How does it feel to be mortal? I heard Audrey Assad sing this question as I made my way to the beach that first morning, then later through the Sierra Nevada Mountains & the majestic redwoods & toward the most beautiful prayer labyrinth I’ve ever visited on the coast of Santa Barbara & to many other places. It was the most magical wilderness experience, and yet it was still the wilderness for me. It was still that uncomfortable place people have entered since the beginning of time to remember what it means to be human.
We have spent the whole last year around a theme of reimagining faith, life together & a better way of being human here, and it was in stopping all of the planning & doing that I received a crash course. Here are a few lessons learned there:
To be human is to recognize what is enough. Being mortal not only means we will die, it implies our time, our bodies, our energy & our attention are limited.
Travel teaches this. Everywhere I or we traveled together, there was so much to explore and no way we could do it all. We had to prioritize, to pick & choose, to admit when we were too tired to do another thing, to say “this was enough & this was for us” whether we did what everyone said was a “must do” or not. To be fully human is to know enough - a part of being human that if ignored, will kill us and is killing our planet.
To be human is also to be ourselves. Anything else is just exhausting.
On sabbatical, I had a creative director (Ally Markotich) and over 6 sessions we journaled, reflected and created together. I named my muse “The Midwife of Presence & Possibility” and seeing her come to life has helped me come home to who I am and what is mine to be & do.
What helped me see more clearly was removing myself from so much mental (mostly social media) clutter. It helped me recognize how much I can still be swayed by what I see other people doing or by the expectations I think people have of pastors or by my own desire to be seen in a certain light. Apart from all that noise, I found that there are really only a few things that are mine to do. I also realized that while I value deep connection, I do not value constant connection - in fact, it wears me down.
To be human is to meander. I don’t need to tell you that life is not linear, but maybe you are like me and need to be reminded that some of the best moments are unplanned. I took a long, windy path to visit a little chapel in the woods near Lake Tahoe, I took an “Alternative Route” to drive through the Avenue of the Giants (a road lined with giant redwoods - I pulled off tons of times & stood in silent awe - one time I heard in my heart: I brought you here for this).
Along that same route, I sped passed an exit with a sign that said “Drive Thru Tree” and did a U-turn because why not?! As I squeezed my oversized rental SUV through this giant tree and heard the side mirror scrape, all I thought was how am I going to explain this extra Budget Rental Car Company charge to Bob, our Well treasurer extraordinaire? (which thankfully did not need to happen). I was reminded that being human means leaving more room at the margins to explore, to daydream, to go slow, to do u-turns & to just be. It means giving ourselves more grace to move at our own pace & to stop comparing ourselves to everyone else.

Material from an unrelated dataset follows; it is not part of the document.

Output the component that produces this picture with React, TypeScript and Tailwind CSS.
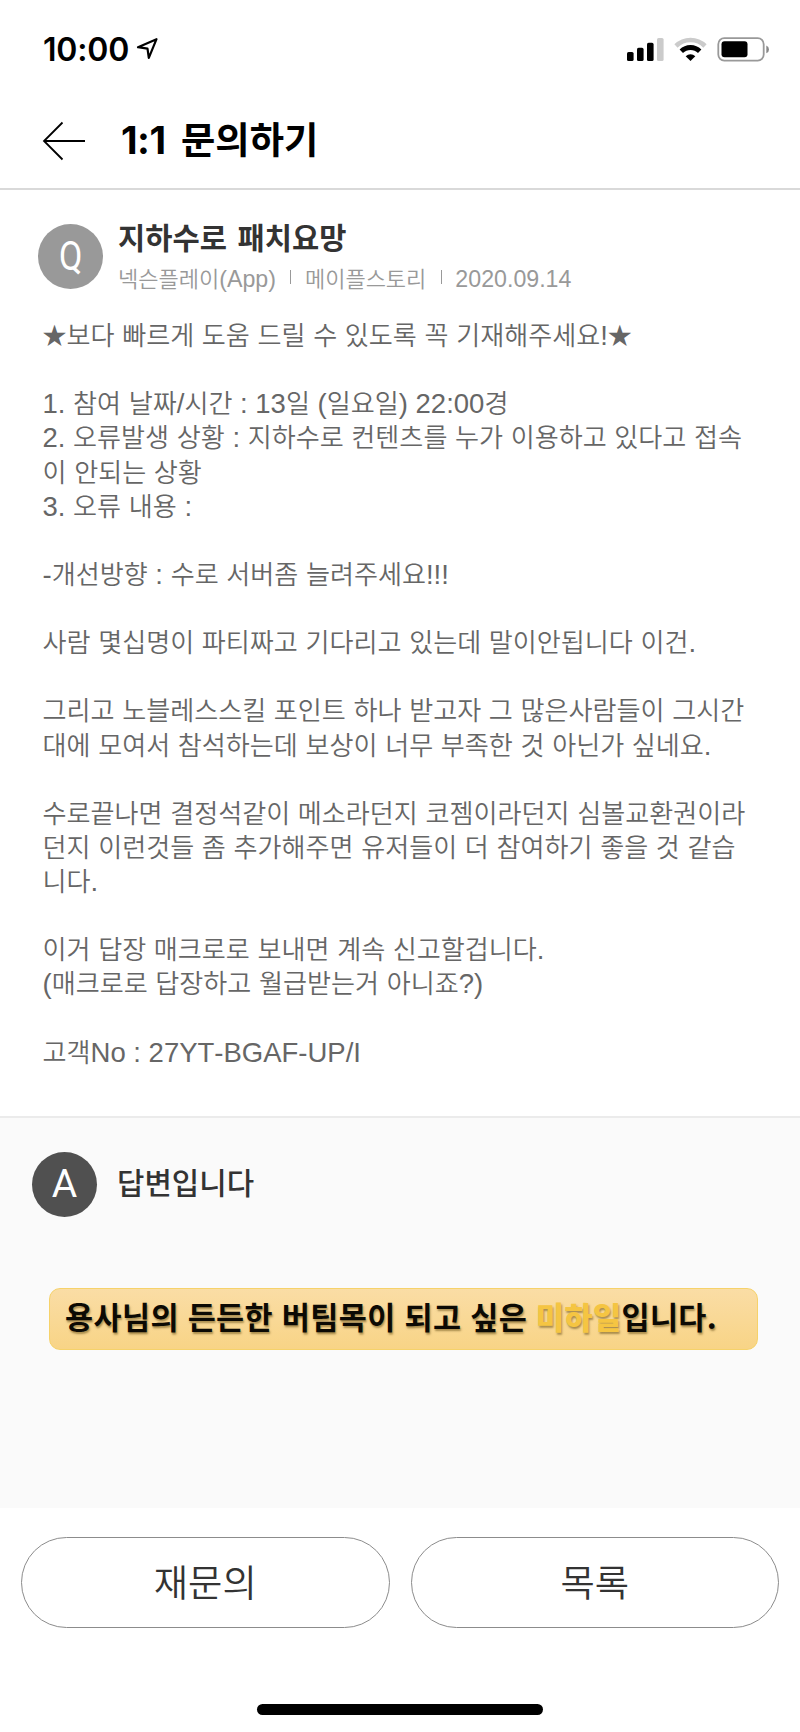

To be human is also to admit we are not as in control as we think we are. Not only were my well-laid-out plans rearranged many times, I also found myself more often being led, instead of being in the lead. Whether painting, being taught archery, or being guided through the Sistine Chapel, I learned to be on the receiving end, which is exactly where I belong anyway. I am always and ever only one who is receiving something. Sometimes what I receive is meant to be shared; sometimes, it’s not. I am not in control, but I can be a conduit.
When I am being human, I know that I can’t save anyone from the turbulence. All I can do is my little part to help us build better boats. I can keep paying attention, keep practicing, and keep making space for us to ground ourselves in the Eternal.
In the wilderness, at times it felt like nothing was happening, and I was just out there having fun (and there was plenty of fun) and well, that alone would have been enough. Oh, that’s the other thing I heard again and again and again:
this - this life - the days we have on this planet - they are meant to be enjoyed!